U.S. job openings fell by the most in just over two years in June as demand for workers eased in the retail and wholesale trade industries, but overall the labor market remains tight, allowing the Federal Reserve to continue raising interest rates.
Despite the larger-than-expected decrease in vacancies reported by the Labor Department in its Job Openings and Labor Turnover Survey, or JOLTS report, on Tuesday, the jobs market still favors workers. At least 4.2 million workers voluntarily quit their jobs in June and layoffs declined.
Job openings are among several metrics being closely watched by Fed officials. The U.S. central bank has been delivering hefty interest rate hikes in its war against inflation, pushing the economy to the brink of a recession.
“The labor market may be cooling off, but the temperature decline is far from a plunge,” said Nick Bunker, director of economic research at Indeed Hiring Lab in Washington. “The outlook for economic growth may not be as rosy as it was a few months ago, but there’s no sign of imminent danger in the labor market.”
Job openings, a measure of labor demand, were down 605,000 to 10.7 million on the last day of June, the fewest since September 2021, the JOLTS report showed. June’s decline was the largest since April 2020, when the economy was reeling from the first wave of the Covid-19 pandemic.
Job openings have been declining since scaling a record high of 11.9 million in March. Still, job openings are nowhere near the low levels seen during the Great Recession 13 years ago.
Economists polled by Reuters had forecast 11.0 million vacancies. The Fed is trying to dampen demand for labor and the overall economy to bring inflation down to its 2 percent target.
The central bank last week raised its policy rate by another three-quarters of a percentage point. It has now hiked that rate by 225 basis points since March. The economy contracted 1.3 percent in the first half of the year. Wild swings in inventories and the trade deficit tied to snarled global supply chains have been largely to blame, though overall economic momentum has cooled.
Stocks on Wall Street were mixed. The dollar rose against a basket of currencies. U.S. Treasury prices fell.
Not recessionary
Job openings decreased by 343,000 in the retail trade sector. The wholesale trade industry had 82,000 fewer vacancies, while state and local government education reported a reduction of 62,000 in openings. Construction, which is highly sensitive to interest rates, saw job openings decrease by 71,000.
There were modest declines in manufacturing and leisure and hospitality. Job openings were little changed in professional and business services, and edged up in financial activities.
While vacancies fell in all four regions, the decrease was more pronounced in the technology-heavy West, where companies have been laying off workers and rescinding job offers.

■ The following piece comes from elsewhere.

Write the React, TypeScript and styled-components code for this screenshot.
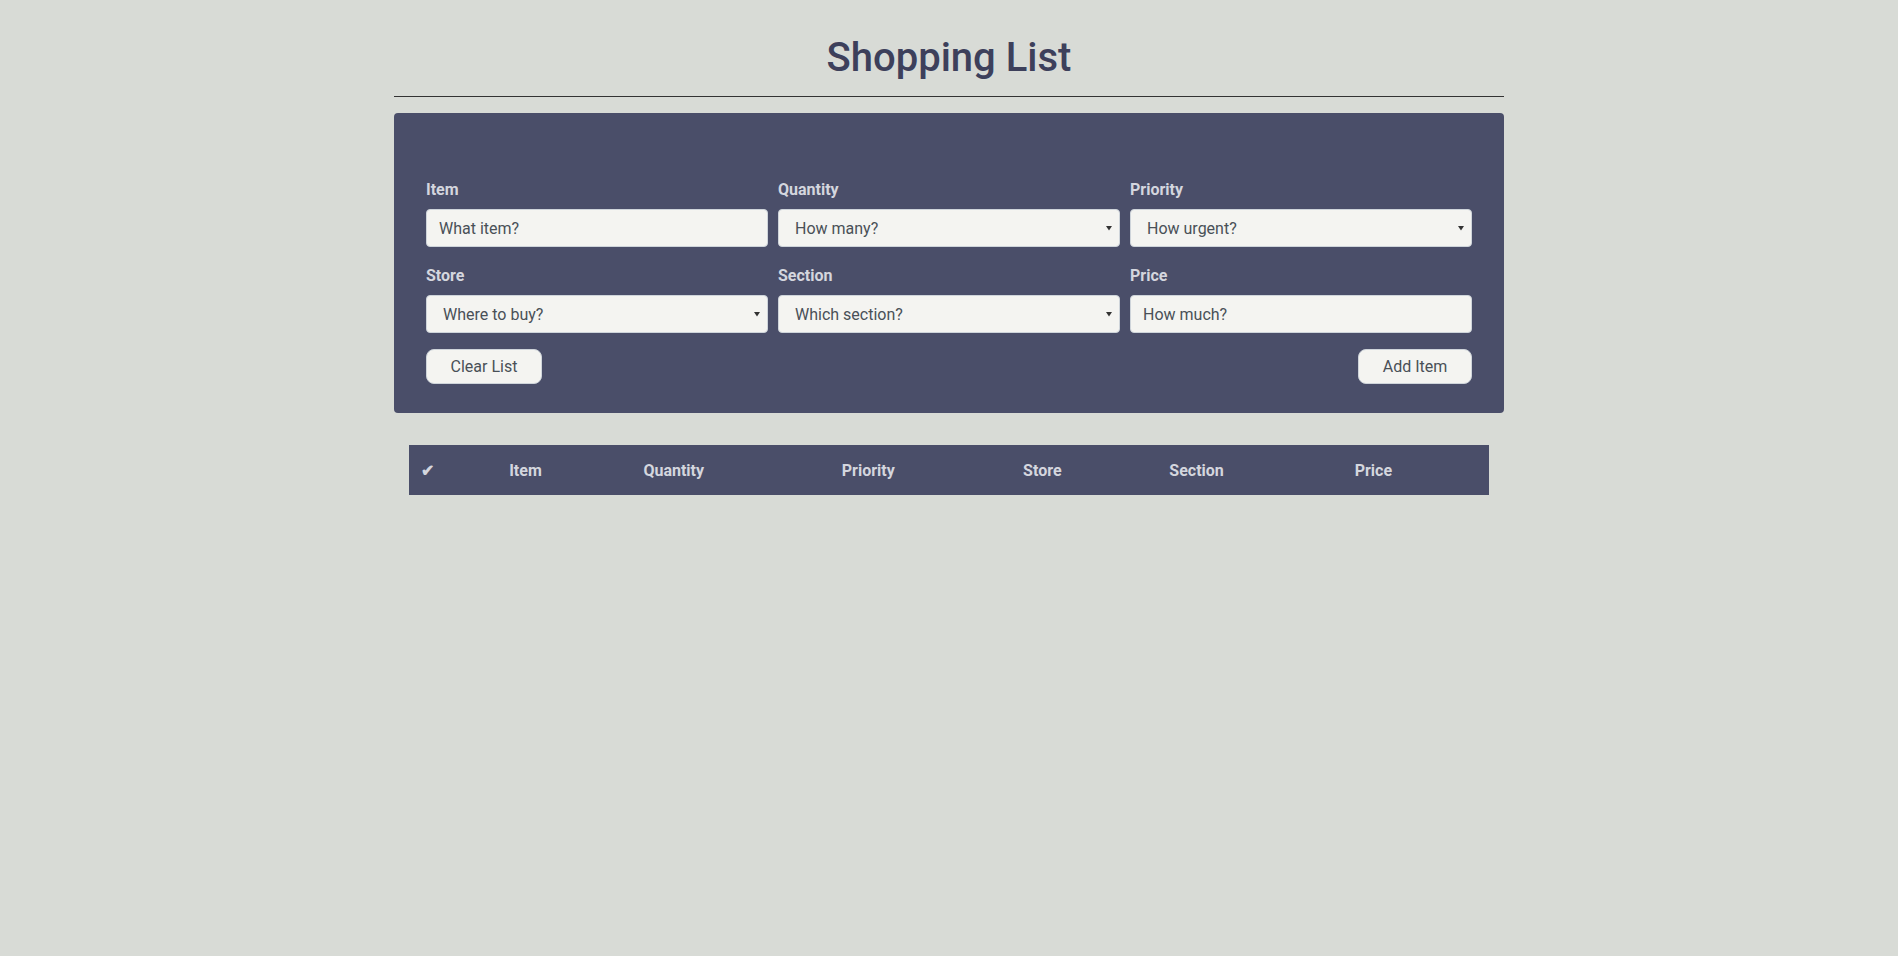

Hiring slipped to 6.4 million from 6.5 million in May. In June, there were 1.8 jobs for every unemployed person.
The jobs-workers gap fell to 2.9 percent of the labor force from 3.3 percent in May. It is down from its peak of 3.6 percent of the labor force in March, an improvement economists at Goldman Sachs said suggested wage growth should slow in the second half of the year. Annual wage growth in the second quarter was the fastest since 2001.
In June, about 4.2 million people quit their jobs, down from 4.3 million in May. The quits rate, viewed by policymakers and economists as a measure of job market confidence, was unchanged at 2.8 percent.
There was a modest rise in resignations in manufacturing, retail and wholesale trade industries. But fewer workers quit in financial activities, professional services as well as leisure and hospitality. More people resigned in the South, while fewer did so in the Northeast, Midwest and West.
Layoffs slipped to 1.3 million from 1.4 million in May. The layoffs rate was unchanged at 0.9 percent. Layoffs rose in construction, but dropped in wholesale and retail trade as well as financial services.
“The JOLTS report on the whole is one of many labor market indicators that don’t look ‘recessionary’ despite more downbeat signals coming out of some other economic indicators,” said Daniel Silver, an economist at JPMorgan in New York.